Written problem. Exclude any images and output the remaining records exactly.

— START —

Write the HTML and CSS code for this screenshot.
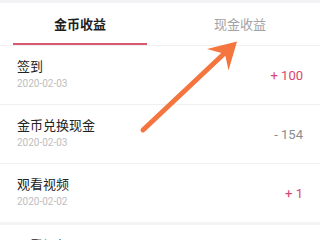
FILE: index.html
```html
<!DOCTYPE html>
<html lang="zh">
<head>
<meta charset="utf-8">
<link rel="stylesheet" href="styles.css">
</head>
<body>
<div class="page">
  <div class="top-gap"></div>
  <div class="tabs">
    <div class="tab active">金币收益</div>
    <div class="tab">现金收益</div>
  </div>
  <div class="list">
    <div class="row">
      <div class="info">
        <div class="title">签到</div>
        <div class="date">2020-02-03</div>
      </div>
      <div class="amount plus">+ 100</div>
    </div>
    <div class="row">
      <div class="info">
        <div class="title">金币兑换现金</div>
        <div class="date">2020-02-03</div>
      </div>
      <div class="amount minus">- 154</div>
    </div>
    <div class="row thick">
      <div class="info">
        <div class="title">观看视频</div>
        <div class="date">2020-02-02</div>
      </div>
      <div class="amount plus">+ 1</div>
    </div>
    <div class="row">
      <div class="info">
        <div class="title">观看视频</div>
        <div class="date">2020-02-02</div>
      </div>
      <div class="amount plus">+ 1</div>
    </div>
  </div>
  <svg class="arrow" width="320" height="240" viewBox="0 0 320 240">
    <line x1="143" y1="130" x2="229" y2="49" stroke="#f5753f" stroke-width="5" stroke-linecap="round"/>
    <polygon points="237,41.5 207,49 225,54 228.5,70.5" fill="#f5753f"/>
  </svg>
</div>
</body>
</html>
```
FILE: styles.css
```css
html, body {
  margin: 0;
  padding: 0;
  background: #ffffff;
}
.page {
  position: relative;
  width: 320px;
  height: 240px;
  overflow: hidden;
  font-family: "Noto Sans CJK SC", "Noto Sans", sans-serif;
}
.top-gap {
  height: 3px;
  background: #f3f3f5;
}
.tabs {
  display: flex;
  border-bottom: 1px solid #efefef;
}
.tab {
  flex: 1;
  margin: 0 13px;
  height: 40px;
  display: flex;
  align-items: center;
  justify-content: center;
  font-size: 13px;
  color: #a3a3a3;
  border-bottom: 2px solid transparent;
}
.tab.active {
  color: #1e1e1e;
  font-weight: bold;
  border-bottom-color: #d9576f;
}
.row {
  height: 58px;
  display: flex;
  align-items: center;
  justify-content: space-between;
  padding: 0 17px;
  border-bottom: 1px solid #f0f0f0;
}
.row.thick {
  border-bottom: 3px solid #f4f4f4;
}
.info {
  align-self: flex-start;
  padding-top: 11px;
}
.title {
  font-size: 13px;
  line-height: 18px;
  color: #222222;
}
.date {
  margin-top: 2px;
  font-size: 10px;
  line-height: 14px;
  color: #bdbdbd;
  font-family: "Roboto", "Noto Sans", sans-serif;
}
.amount {
  font-size: 13px;
  font-family: "Roboto", "Noto Sans", sans-serif;
}
.amount.plus {
  color: #d8466c;
}
.amount.minus {
  color: #8c8c8c;
}
.arrow {
  position: absolute;
  left: 0;
  top: 0;
  pointer-events: none;
}
```
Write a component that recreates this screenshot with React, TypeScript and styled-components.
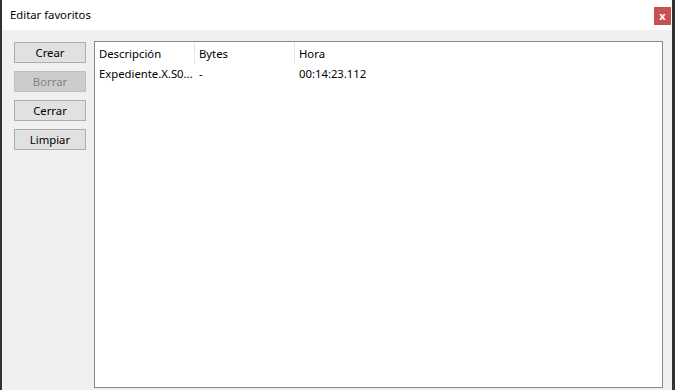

— END —

Exercise response.
Write the HTML and CSS code for this screenshot.
FILE: index.html
```html
<!DOCTYPE html>
<html lang="zh">
<head>
<meta charset="utf-8">
<link rel="stylesheet" href="styles.css">
</head>
<body>
<div class="page">
  <div class="top-gap"></div>
  <div class="tabs">
    <div class="tab active">金币收益</div>
    <div class="tab">现金收益</div>
  </div>
  <div class="list">
    <div class="row">
      <div class="info">
        <div class="title">签到</div>
        <div class="date">2020-02-03</div>
      </div>
      <div class="amount plus">+ 100</div>
    </div>
    <div class="row">
      <div class="info">
        <div class="title">金币兑换现金</div>
        <div class="date">2020-02-03</div>
      </div>
      <div class="amount minus">- 154</div>
    </div>
    <div class="row thick">
      <div class="info">
        <div class="title">观看视频</div>
        <div class="date">2020-02-02</div>
      </div>
      <div class="amount plus">+ 1</div>
    </div>
    <div class="row">
      <div class="info">
        <div class="title">观看视频</div>
        <div class="date">2020-02-02</div>
      </div>
      <div class="amount plus">+ 1</div>
    </div>
  </div>
  <svg class="arrow" width="320" height="240" viewBox="0 0 320 240">
    <line x1="143" y1="130" x2="229" y2="49" stroke="#f5753f" stroke-width="5" stroke-linecap="round"/>
    <polygon points="237,41.5 207,49 225,54 228.5,70.5" fill="#f5753f"/>
  </svg>
</div>
</body>
</html>
```
FILE: styles.css
```css
html, body {
  margin: 0;
  padding: 0;
  background: #ffffff;
}
.page {
  position: relative;
  width: 320px;
  height: 240px;
  overflow: hidden;
  font-family: "Noto Sans CJK SC", "Noto Sans", sans-serif;
}
.top-gap {
  height: 3px;
  background: #f3f3f5;
}
.tabs {
  display: flex;
  border-bottom: 1px solid #efefef;
}
.tab {
  flex: 1;
  margin: 0 13px;
  height: 40px;
  display: flex;
  align-items: center;
  justify-content: center;
  font-size: 13px;
  color: #a3a3a3;
  border-bottom: 2px solid transparent;
}
.tab.active {
  color: #1e1e1e;
  font-weight: bold;
  border-bottom-color: #d9576f;
}
.row {
  height: 58px;
  display: flex;
  align-items: center;
  justify-content: space-between;
  padding: 0 17px;
  border-bottom: 1px solid #f0f0f0;
}
.row.thick {
  border-bottom: 3px solid #f4f4f4;
}
.info {
  align-self: flex-start;
  padding-top: 11px;
}
.title {
  font-size: 13px;
  line-height: 18px;
  color: #222222;
}
.date {
  margin-top: 2px;
  font-size: 10px;
  line-height: 14px;
  color: #bdbdbd;
  font-family: "Roboto", "Noto Sans", sans-serif;
}
.amount {
  font-size: 13px;
  font-family: "Roboto", "Noto Sans", sans-serif;
}
.amount.plus {
  color: #d8466c;
}
.amount.minus {
  color: #8c8c8c;
}
.arrow {
  position: absolute;
  left: 0;
  top: 0;
  pointer-events: none;
}
```
Write a component that recreates this screenshot with React, TypeScript and styled-components.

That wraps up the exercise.